Source data:
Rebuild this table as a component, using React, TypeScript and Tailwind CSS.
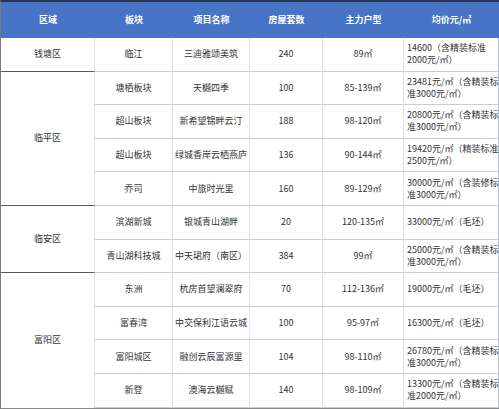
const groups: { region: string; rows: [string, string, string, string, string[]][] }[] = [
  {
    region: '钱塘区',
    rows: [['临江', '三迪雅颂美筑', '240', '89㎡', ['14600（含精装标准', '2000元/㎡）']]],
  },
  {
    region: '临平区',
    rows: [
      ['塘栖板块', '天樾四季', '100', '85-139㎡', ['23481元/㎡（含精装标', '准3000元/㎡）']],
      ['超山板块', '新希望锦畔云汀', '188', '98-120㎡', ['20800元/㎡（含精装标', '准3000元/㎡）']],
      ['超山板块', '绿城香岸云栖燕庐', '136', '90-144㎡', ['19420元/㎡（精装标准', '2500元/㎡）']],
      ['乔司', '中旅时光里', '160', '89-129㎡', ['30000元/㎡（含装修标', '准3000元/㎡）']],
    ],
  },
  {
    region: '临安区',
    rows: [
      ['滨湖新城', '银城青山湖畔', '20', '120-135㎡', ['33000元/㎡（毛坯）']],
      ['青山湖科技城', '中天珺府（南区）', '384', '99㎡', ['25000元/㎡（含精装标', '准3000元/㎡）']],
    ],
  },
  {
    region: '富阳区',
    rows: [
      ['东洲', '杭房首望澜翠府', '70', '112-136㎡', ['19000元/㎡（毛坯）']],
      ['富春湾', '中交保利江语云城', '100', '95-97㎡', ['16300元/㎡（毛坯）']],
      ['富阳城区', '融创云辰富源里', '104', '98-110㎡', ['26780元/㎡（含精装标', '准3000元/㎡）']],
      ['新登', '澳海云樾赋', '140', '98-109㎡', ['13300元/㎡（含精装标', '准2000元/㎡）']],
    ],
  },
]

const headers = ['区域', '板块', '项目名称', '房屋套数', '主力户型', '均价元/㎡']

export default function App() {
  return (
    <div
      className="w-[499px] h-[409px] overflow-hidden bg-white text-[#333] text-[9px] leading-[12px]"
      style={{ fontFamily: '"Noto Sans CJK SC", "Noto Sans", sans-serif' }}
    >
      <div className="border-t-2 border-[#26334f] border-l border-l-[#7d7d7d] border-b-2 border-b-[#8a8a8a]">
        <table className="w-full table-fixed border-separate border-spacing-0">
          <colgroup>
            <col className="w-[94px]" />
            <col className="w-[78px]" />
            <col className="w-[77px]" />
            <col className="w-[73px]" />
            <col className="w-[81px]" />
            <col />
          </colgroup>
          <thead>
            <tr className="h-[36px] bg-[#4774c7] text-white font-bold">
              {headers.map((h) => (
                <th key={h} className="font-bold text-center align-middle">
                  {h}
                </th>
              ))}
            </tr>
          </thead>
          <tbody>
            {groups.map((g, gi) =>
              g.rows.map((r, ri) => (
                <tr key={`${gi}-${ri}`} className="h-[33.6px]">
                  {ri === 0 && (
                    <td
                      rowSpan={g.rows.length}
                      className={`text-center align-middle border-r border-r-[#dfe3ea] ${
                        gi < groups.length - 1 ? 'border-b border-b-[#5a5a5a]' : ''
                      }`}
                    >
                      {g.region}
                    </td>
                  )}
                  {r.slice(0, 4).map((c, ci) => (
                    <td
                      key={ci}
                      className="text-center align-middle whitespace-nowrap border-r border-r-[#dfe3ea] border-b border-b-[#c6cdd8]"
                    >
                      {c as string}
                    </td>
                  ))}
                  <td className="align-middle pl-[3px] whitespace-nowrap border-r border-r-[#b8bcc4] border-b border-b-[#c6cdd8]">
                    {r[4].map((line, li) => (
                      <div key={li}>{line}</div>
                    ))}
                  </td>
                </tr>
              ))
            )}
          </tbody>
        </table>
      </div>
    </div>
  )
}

==

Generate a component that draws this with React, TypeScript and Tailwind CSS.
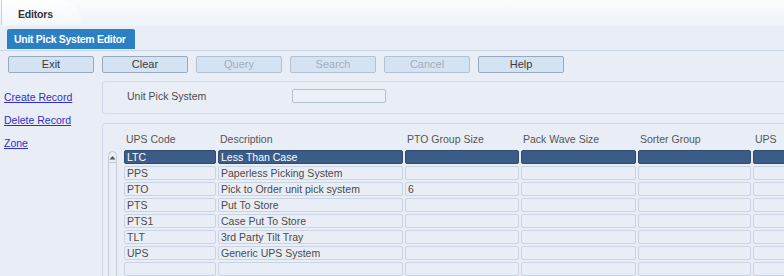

Problem description: In the listing above, find the line containing "Rebuild this table" and the line containing "const headers = ['区域', '板块', '项目名称', '房屋套数', '主力户型', '均价元/㎡']", then output those two lines and everything between them exactly as written, without the images.

Written response:
Rebuild this table as a component, using React, TypeScript and Tailwind CSS.
const groups: { region: string; rows: [string, string, string, string, string[]][] }[] = [
  {
    region: '钱塘区',
    rows: [['临江', '三迪雅颂美筑', '240', '89㎡', ['14600（含精装标准', '2000元/㎡）']]],
  },
  {
    region: '临平区',
    rows: [
      ['塘栖板块', '天樾四季', '100', '85-139㎡', ['23481元/㎡（含精装标', '准3000元/㎡）']],
      ['超山板块', '新希望锦畔云汀', '188', '98-120㎡', ['20800元/㎡（含精装标', '准3000元/㎡）']],
      ['超山板块', '绿城香岸云栖燕庐', '136', '90-144㎡', ['19420元/㎡（精装标准', '2500元/㎡）']],
      ['乔司', '中旅时光里', '160', '89-129㎡', ['30000元/㎡（含装修标', '准3000元/㎡）']],
    ],
  },
  {
    region: '临安区',
    rows: [
      ['滨湖新城', '银城青山湖畔', '20', '120-135㎡', ['33000元/㎡（毛坯）']],
      ['青山湖科技城', '中天珺府（南区）', '384', '99㎡', ['25000元/㎡（含精装标', '准3000元/㎡）']],
    ],
  },
  {
    region: '富阳区',
    rows: [
      ['东洲', '杭房首望澜翠府', '70', '112-136㎡', ['19000元/㎡（毛坯）']],
      ['富春湾', '中交保利江语云城', '100', '95-97㎡', ['16300元/㎡（毛坯）']],
      ['富阳城区', '融创云辰富源里', '104', '98-110㎡', ['26780元/㎡（含精装标', '准3000元/㎡）']],
      ['新登', '澳海云樾赋', '140', '98-109㎡', ['13300元/㎡（含精装标', '准2000元/㎡）']],
    ],
  },
]

const headers = ['区域', '板块', '项目名称', '房屋套数', '主力户型', '均价元/㎡']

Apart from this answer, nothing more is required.